Given request: From the records below, copy every line that contains the word "with".

Listing:
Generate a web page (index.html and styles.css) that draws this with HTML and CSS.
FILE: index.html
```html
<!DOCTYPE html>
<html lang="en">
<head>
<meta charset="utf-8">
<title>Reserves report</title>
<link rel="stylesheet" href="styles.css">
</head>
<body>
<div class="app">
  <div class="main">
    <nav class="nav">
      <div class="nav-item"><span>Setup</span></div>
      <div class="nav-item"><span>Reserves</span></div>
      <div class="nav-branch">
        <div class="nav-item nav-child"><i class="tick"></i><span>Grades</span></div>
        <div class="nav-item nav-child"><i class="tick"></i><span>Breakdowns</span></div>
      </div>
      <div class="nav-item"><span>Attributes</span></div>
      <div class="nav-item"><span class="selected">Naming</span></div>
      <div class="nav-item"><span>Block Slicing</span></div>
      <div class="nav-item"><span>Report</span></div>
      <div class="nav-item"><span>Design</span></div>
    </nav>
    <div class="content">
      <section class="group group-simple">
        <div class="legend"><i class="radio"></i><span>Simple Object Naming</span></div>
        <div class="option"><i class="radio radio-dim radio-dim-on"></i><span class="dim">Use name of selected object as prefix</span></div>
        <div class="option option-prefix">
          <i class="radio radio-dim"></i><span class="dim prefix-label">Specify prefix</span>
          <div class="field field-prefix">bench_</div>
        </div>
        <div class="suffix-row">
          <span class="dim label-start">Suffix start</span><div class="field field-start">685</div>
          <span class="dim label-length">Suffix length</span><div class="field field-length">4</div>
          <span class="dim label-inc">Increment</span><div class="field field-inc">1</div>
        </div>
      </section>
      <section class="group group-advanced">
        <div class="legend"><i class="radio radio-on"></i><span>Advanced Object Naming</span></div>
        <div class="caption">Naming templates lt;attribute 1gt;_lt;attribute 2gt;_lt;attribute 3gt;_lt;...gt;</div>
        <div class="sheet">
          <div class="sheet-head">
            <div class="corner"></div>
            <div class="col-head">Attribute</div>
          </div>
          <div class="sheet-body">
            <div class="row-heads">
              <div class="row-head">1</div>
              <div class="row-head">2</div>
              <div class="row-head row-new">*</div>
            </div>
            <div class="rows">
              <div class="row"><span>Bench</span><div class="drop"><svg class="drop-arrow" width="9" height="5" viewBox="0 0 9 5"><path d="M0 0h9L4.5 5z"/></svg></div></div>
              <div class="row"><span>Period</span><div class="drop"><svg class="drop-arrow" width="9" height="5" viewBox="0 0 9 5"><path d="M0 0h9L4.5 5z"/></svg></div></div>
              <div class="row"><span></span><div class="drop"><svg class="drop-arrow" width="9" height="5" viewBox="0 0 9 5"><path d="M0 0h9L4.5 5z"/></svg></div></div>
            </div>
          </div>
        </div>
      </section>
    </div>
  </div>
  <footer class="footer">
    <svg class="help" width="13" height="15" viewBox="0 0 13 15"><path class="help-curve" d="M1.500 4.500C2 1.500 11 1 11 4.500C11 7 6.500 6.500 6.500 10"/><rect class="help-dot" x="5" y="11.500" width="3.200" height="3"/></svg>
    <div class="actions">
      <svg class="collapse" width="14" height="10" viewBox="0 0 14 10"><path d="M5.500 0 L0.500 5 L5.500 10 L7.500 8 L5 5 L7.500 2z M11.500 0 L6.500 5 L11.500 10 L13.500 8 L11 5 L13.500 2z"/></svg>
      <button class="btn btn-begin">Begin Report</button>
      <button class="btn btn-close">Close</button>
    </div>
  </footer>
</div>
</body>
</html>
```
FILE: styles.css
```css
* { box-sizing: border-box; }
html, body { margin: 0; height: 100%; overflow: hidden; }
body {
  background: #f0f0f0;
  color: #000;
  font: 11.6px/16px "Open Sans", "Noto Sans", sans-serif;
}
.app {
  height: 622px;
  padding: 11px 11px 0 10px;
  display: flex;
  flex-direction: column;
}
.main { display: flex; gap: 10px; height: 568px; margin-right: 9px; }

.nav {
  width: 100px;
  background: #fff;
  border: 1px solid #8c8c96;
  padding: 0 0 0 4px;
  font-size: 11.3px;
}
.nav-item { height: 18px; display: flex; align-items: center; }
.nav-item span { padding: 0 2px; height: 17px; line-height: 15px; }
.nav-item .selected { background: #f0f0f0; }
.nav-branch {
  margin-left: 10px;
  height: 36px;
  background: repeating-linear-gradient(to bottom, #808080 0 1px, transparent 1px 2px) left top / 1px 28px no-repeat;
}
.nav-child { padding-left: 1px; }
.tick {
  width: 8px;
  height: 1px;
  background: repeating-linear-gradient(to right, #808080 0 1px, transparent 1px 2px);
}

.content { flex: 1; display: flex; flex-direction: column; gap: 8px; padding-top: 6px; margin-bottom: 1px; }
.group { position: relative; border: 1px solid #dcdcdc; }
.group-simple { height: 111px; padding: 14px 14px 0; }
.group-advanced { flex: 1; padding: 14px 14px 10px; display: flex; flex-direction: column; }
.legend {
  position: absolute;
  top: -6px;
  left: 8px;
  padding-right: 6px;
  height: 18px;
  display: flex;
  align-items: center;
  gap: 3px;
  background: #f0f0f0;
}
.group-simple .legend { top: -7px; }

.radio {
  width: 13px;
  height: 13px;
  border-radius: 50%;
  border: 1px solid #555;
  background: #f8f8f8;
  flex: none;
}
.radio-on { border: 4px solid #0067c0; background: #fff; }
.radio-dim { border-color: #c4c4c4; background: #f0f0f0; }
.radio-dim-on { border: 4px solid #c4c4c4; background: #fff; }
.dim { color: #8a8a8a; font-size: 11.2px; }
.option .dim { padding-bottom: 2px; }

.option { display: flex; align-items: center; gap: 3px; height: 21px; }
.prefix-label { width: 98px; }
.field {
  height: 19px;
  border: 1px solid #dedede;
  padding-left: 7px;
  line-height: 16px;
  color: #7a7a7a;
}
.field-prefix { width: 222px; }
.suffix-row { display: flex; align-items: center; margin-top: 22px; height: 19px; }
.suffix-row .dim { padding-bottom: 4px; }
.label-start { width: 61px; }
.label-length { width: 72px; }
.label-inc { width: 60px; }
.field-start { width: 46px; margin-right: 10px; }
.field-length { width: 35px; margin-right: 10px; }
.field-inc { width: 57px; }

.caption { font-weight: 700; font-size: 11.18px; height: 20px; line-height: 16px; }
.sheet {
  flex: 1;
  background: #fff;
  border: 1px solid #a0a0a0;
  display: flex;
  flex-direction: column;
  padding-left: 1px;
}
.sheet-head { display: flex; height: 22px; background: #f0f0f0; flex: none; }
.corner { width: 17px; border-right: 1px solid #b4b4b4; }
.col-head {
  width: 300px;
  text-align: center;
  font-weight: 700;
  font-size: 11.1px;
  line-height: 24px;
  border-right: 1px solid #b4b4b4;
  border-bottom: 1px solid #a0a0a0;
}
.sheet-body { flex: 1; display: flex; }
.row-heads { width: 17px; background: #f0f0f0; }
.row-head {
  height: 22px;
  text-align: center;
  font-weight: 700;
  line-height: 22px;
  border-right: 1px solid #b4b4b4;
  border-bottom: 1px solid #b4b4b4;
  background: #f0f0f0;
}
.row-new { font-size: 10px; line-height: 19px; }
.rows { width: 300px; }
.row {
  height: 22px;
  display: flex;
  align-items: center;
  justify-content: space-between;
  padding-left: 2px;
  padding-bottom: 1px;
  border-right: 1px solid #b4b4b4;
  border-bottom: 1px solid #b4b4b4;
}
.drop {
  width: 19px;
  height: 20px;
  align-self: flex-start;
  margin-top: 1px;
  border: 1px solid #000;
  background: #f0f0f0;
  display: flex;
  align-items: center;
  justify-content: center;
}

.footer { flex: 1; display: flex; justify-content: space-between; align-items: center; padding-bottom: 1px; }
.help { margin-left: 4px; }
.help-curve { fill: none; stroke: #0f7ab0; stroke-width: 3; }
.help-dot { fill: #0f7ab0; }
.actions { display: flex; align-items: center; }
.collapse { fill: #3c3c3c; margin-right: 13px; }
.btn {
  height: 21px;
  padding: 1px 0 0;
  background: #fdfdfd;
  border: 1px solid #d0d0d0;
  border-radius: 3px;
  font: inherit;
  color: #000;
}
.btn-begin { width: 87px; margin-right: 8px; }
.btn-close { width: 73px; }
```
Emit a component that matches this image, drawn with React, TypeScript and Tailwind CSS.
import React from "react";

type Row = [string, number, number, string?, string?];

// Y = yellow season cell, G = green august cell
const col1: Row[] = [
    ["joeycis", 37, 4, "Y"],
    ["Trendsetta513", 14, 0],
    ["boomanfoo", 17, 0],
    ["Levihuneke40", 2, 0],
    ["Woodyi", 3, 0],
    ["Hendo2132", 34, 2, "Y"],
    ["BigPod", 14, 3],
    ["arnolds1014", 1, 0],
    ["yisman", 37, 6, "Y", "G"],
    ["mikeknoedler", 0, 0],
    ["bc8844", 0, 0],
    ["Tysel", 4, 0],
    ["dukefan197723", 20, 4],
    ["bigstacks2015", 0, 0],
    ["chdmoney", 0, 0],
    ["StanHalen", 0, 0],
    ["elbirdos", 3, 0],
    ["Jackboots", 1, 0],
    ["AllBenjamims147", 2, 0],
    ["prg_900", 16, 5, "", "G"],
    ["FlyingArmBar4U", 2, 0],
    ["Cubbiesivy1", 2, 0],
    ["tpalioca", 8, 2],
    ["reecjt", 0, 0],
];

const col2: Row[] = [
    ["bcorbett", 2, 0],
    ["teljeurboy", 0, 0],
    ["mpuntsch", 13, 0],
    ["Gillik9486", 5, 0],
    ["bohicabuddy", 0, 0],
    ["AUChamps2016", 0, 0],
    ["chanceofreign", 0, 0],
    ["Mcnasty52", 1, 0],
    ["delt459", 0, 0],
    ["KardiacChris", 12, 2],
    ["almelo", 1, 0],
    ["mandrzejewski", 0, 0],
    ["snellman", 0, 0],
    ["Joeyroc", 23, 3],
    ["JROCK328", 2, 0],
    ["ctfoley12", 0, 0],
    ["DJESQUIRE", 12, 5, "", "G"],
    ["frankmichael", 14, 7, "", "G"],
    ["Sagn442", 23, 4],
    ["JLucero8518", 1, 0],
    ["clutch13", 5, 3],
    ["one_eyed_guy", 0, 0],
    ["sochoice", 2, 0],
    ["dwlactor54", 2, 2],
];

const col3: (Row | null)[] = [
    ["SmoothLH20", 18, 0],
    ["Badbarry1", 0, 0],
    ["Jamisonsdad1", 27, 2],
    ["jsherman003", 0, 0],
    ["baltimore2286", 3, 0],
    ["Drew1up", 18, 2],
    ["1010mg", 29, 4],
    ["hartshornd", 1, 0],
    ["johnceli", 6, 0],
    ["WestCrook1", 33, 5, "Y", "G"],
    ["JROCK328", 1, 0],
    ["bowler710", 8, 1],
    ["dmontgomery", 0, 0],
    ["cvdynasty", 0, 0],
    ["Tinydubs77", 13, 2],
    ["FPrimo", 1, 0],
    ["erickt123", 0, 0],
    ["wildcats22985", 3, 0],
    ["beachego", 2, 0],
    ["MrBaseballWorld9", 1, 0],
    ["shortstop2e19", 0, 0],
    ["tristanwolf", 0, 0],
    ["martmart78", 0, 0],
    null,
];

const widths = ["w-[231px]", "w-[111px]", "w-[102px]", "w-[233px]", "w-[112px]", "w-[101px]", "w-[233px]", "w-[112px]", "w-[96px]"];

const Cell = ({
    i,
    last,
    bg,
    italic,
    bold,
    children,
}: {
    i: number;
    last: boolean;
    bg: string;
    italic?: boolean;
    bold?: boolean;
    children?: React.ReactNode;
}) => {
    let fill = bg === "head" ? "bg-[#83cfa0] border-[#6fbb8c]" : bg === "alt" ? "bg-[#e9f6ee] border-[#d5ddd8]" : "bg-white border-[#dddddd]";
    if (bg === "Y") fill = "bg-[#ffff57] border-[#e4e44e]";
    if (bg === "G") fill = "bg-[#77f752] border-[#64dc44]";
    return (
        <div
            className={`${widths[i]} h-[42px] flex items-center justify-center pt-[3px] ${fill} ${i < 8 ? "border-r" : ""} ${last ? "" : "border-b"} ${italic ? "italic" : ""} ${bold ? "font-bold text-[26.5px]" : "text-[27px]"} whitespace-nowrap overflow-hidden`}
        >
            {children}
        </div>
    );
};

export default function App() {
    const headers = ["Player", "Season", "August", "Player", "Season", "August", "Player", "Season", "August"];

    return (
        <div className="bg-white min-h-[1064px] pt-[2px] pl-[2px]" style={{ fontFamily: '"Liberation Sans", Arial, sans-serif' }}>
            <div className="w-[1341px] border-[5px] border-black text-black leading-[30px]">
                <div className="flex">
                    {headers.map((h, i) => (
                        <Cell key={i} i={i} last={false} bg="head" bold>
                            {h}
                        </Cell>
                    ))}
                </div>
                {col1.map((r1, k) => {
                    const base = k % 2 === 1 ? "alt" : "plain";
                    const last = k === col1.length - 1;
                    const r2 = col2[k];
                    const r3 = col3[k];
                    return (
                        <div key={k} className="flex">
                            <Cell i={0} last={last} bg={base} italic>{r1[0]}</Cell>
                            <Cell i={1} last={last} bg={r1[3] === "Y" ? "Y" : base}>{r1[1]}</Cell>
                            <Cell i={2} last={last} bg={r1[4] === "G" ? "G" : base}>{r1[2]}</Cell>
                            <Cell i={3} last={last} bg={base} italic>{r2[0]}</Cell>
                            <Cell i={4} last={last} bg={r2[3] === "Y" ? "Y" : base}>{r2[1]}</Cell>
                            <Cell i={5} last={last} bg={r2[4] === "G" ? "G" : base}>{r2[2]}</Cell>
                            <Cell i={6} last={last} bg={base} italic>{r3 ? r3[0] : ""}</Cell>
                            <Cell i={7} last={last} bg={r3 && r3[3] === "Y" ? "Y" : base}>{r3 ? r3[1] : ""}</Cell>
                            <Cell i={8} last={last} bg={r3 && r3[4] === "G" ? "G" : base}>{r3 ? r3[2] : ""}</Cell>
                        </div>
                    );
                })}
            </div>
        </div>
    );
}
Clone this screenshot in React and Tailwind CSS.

Solution to the problem:
Generate a web page (index.html and styles.css) that draws this with HTML and CSS.
Emit a component that matches this image, drawn with React, TypeScript and Tailwind CSS.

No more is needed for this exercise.